En période d’exploitation, les accélérateurs représentent plus de 90 % de la consommation d’énergie du CERN. Ces puissants instruments de recherche, au service d’une communauté scientifique mondiale, rendent possible un programme scientifique incomparable. Le Laboratoire met tout en œuvre pour les faire fonctionner avec le moins d’énergie possible, son principal objectif immédiat étant de limiter à 5 % par rapport à 2018 l’augmentation de la consommation d’énergie d’ici à la fin de la troisième période d’exploitation, malgré une énergie et une intensité de faisceau plus élevées.

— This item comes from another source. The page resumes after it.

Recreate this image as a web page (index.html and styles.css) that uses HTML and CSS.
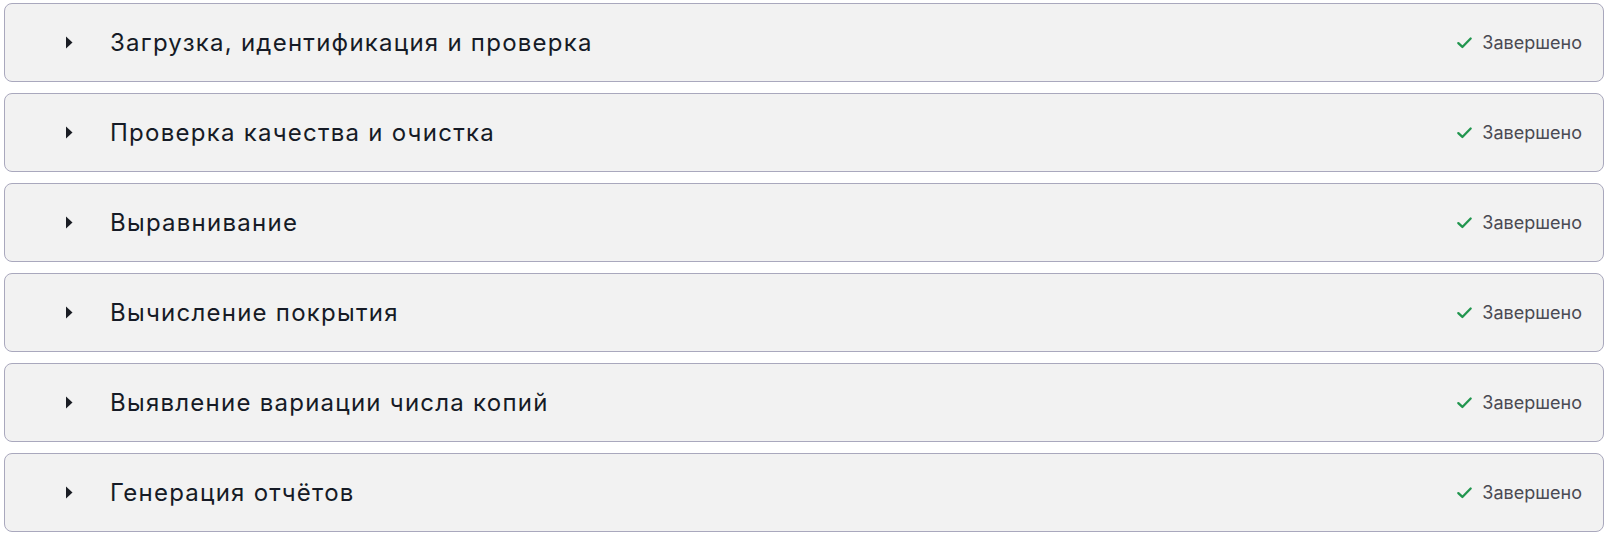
FILE: index.html
```html
<!DOCTYPE html>
<html lang="ru">
<head>
<meta charset="utf-8">
<link rel="stylesheet" href="styles.css">
</head>
<body>
<div class="list">
  <div class="step">
    <div class="left">
      <svg class="caret" viewBox="0 0 8 13" width="8" height="13"><path d="M1 0.5 L7.5 6.5 L1 12.5 Z" fill="#1a1d24"/></svg>
      <span class="title">Загрузка, идентификация и проверка</span>
    </div>
    <div class="status"><svg class="check" viewBox="0 0 16 16" width="17" height="17"><path d="M2.2 8.6 L6 12.2 L13.8 4.2" fill="none" stroke="#22964f" stroke-width="2.2" stroke-linecap="round" stroke-linejoin="round"/></svg><span>Завершено</span></div>
  </div>
  <div class="step">
    <div class="left">
      <svg class="caret" viewBox="0 0 8 13" width="8" height="13"><path d="M1 0.5 L7.5 6.5 L1 12.5 Z" fill="#1a1d24"/></svg>
      <span class="title">Проверка качества и очистка</span>
    </div>
    <div class="status"><svg class="check" viewBox="0 0 16 16" width="17" height="17"><path d="M2.2 8.6 L6 12.2 L13.8 4.2" fill="none" stroke="#22964f" stroke-width="2.2" stroke-linecap="round" stroke-linejoin="round"/></svg><span>Завершено</span></div>
  </div>
  <div class="step">
    <div class="left">
      <svg class="caret" viewBox="0 0 8 13" width="8" height="13"><path d="M1 0.5 L7.5 6.5 L1 12.5 Z" fill="#1a1d24"/></svg>
      <span class="title">Выравнивание</span>
    </div>
    <div class="status"><svg class="check" viewBox="0 0 16 16" width="17" height="17"><path d="M2.2 8.6 L6 12.2 L13.8 4.2" fill="none" stroke="#22964f" stroke-width="2.2" stroke-linecap="round" stroke-linejoin="round"/></svg><span>Завершено</span></div>
  </div>
  <div class="step">
    <div class="left">
      <svg class="caret" viewBox="0 0 8 13" width="8" height="13"><path d="M1 0.5 L7.5 6.5 L1 12.5 Z" fill="#1a1d24"/></svg>
      <span class="title">Вычисление покрытия</span>
    </div>
    <div class="status"><svg class="check" viewBox="0 0 16 16" width="17" height="17"><path d="M2.2 8.6 L6 12.2 L13.8 4.2" fill="none" stroke="#22964f" stroke-width="2.2" stroke-linecap="round" stroke-linejoin="round"/></svg><span>Завершено</span></div>
  </div>
  <div class="step">
    <div class="left">
      <svg class="caret" viewBox="0 0 8 13" width="8" height="13"><path d="M1 0.5 L7.5 6.5 L1 12.5 Z" fill="#1a1d24"/></svg>
      <span class="title">Выявление вариации числа копий</span>
    </div>
    <div class="status"><svg class="check" viewBox="0 0 16 16" width="17" height="17"><path d="M2.2 8.6 L6 12.2 L13.8 4.2" fill="none" stroke="#22964f" stroke-width="2.2" stroke-linecap="round" stroke-linejoin="round"/></svg><span>Завершено</span></div>
  </div>
  <div class="step">
    <div class="left">
      <svg class="caret" viewBox="0 0 8 13" width="8" height="13"><path d="M1 0.5 L7.5 6.5 L1 12.5 Z" fill="#1a1d24"/></svg>
      <span class="title">Генерация отчётов</span>
    </div>
    <div class="status"><svg class="check" viewBox="0 0 16 16" width="17" height="17"><path d="M2.2 8.6 L6 12.2 L13.8 4.2" fill="none" stroke="#22964f" stroke-width="2.2" stroke-linecap="round" stroke-linejoin="round"/></svg><span>Завершено</span></div>
  </div>
</div>
</body>
</html>
```
FILE: styles.css
```css
html, body {
  margin: 0;
  padding: 0;
  background: #ffffff;
}
body {
  font-family: Inter, "Noto Sans", sans-serif;
  padding: 3px 4px 4px 4px;
}
.list {
  display: flex;
  flex-direction: column;
  gap: 11px;
}
.step {
  box-sizing: border-box;
  height: 79px;
  border: 1px solid #a9a8bd;
  border-radius: 8px;
  background: #f2f2f2;
  display: flex;
  align-items: center;
  justify-content: space-between;
  padding: 0 21px 0 60px;
}
.left {
  display: flex;
  align-items: center;
}
.caret {
  display: block;
  margin-right: 37px;
}
.title {
  font-size: 24px;
  color: #161b26;
  letter-spacing: 1.25px;
}
.status {
  display: flex;
  align-items: center;
  gap: 9px;
  font-size: 18px;
  color: #4a4a52;
}
.check {
  display: block;
}
```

La date initialement fixée pour atteindre cet objectif (2024) a dû être reportée, conformément au nouveau calendrier des accélérateurs, prévoyant la fin de la troisième période d’exploitation en 2025.
MONTÉE EN PUISSANCE POUR LA TROISIÈME PÉRIODE D’EXPLOITATION
Pour alimenter ses accélérateurs, détecteurs et infrastructures d’exception, le CERN a principalement besoin d’électricité, qui représente environ 95 % de sa consommation d’énergie. Normalement, l’électricité est achetée entièrement à la France, où le bouquet énergétique est à 90 % à faible émission de carbone (2022). Les besoins en énergie du CERN dépendent des cycles d’exploitation des accélérateurs ; la consommation peut atteindre 1 250 GWh/an pendant l’exploitation avec faisceau, le Grand collisionneur de hadrons (LHC) représentant 55 % de la consommation totale. À la suite de son deuxième long arrêt, le LHC a redémarré progressivement en 2021, et la troisième période d’exploitation a été officiellement lancée en juillet 2022. En 2021 et 2022, le CERN a consommé respectivement 995 GWh et 1 215 GWh d’électricité.
Le CERN consomme aussi du gaz naturel pour le chauffage, du carburant pour ses véhicules et du diesel pour ses générateurs de secours. Il utilise également de l’azote liquide industriel pour le refroidissement ainsi que de d’énergie photovoltaïque produite sur site. En 2021 et 2022, le CERN a consommé respectivement 67 GWh (2 407 TJ) et 51 GWh (184 TJ) de combustibles fossiles. L’achat d’énergie représente environ 5 % du budget annuel du CERN en période d’exploitation, et un chiffre inférieur pendant les longs arrêts. Ce pourcentage devrait augmenter sensiblement à compter de 2023, en raison de la hausse générale des coûts de l’énergie.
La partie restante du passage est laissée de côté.